Theater Review: Bobby Cannavale, James Corden and Neil Patrick Harris revel in the power of ‘Art’
By Canadian Press on September 16, 2025.
For evidence of how high inflation has gotten, look no further than Broadway. The fancy painting at the heart of
the play “Art” cost the equivalent of $40,000 in 1998. In a crackling new revival, it’s a hefty $300,000.
The painting in question is a 4-by-5-foot white-on-white work with white lines.
Playwright Yasmina Reza puts it at the center of an escalating fight between three male, middle-aged friends that exposes their fault lines, leading to a night in which each are ripped apart by the others and putting a 25-year friendship in jeopardy.
If $300,000 sounds like a ridiculous price for a monothematic canvas, you’ll side with Marc, played with pitch-perfect exasperation by
Bobby Cannavale. If the painting speaks to you, you’ll be with Serge, a flinty, slightly full-of-himself
Neil Patrick Harris. If you just want to hang out and not talk about the painting any more, you’ll identify with
James Corden’s hapless Yvan.
Under Scott Ellis’ tight and enthralling direction and with three perfectly cast actors who seem to be having a ball at the Music Box Theatre, “Art” frequently erupts in laughter but still has plenty to say about friendship, power dynamics and how we get on each others’ nerves. The 90-minute play opened Tuesday night.
This is the first time “Art,” translated from the original French by Christopher Hampton and which won the Tony Award for best play in 1998 starring
Alan Alda, Victor Garber and Alfred Molina, has returned to Broadway, and it feels nothing like an antique. Designer David Rockwell puts the latest three lads in an elegant gray, spare living room that reeks of chilly luxury but also has little personality.
Marc believes that Serge — by buying the Modernist painting against the express aesthetic rules followed by Marc — is indicating that he has stepped out of Marc’s shadow. It is for him nothing less than a betrayal. Serge finds a new intolerance and inflexibility in his friend and a hostility to things new. They both lobby Yvan to be on their side, and when he vacillates, he is declared a spineless amoeba.
“It’s just a picture, we don’t have to get bogged down with it, life’s too short,” says Yvan at one point. But it’s precisely because life is short that even small things matter.
Cannavale’s Marc is prone to outbursts and patting his friend’s shoulders, less out of affection than an expression of dominance. Harris’ Serge goes from needy to flinty to icy, and Corden fills his Yvan with the comedian’s gift for physical comedy, literally plunging into a sofa to search for something or looking sheepish as he buttons a jacket.

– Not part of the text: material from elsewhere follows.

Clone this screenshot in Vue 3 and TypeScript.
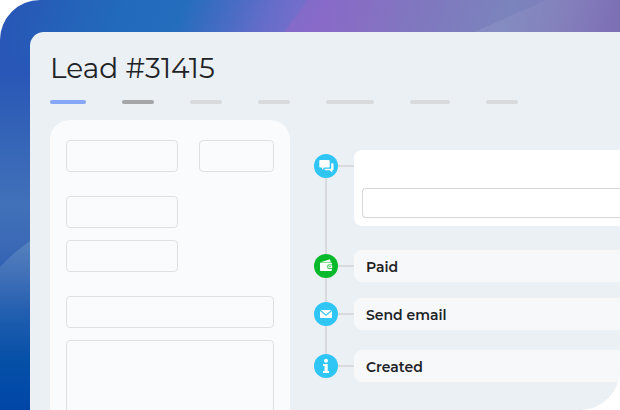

A highlight is a hysterical scene in which the three men, still festering their grievances, silently eat olives and drop the pits in a bowl with a loud ting. And Corden triggers a mid-show ovation after nailing a 900-word monster of a monologue that smacks of Mark Rylance doing something similar in the same theater in “La Bête.”
“Art” has never been a discussion about Modern art, despite its title. The white painting is merely the playwright’s way to get at microaggressions and competition among friends, and how seemingly small things — like the way one waves away cigarette smoke or the tone of a suggestion — can fester in the other.
Sure, inflation has hit Broadway tickets, too, but this “Art” is a howl. Bring a friend.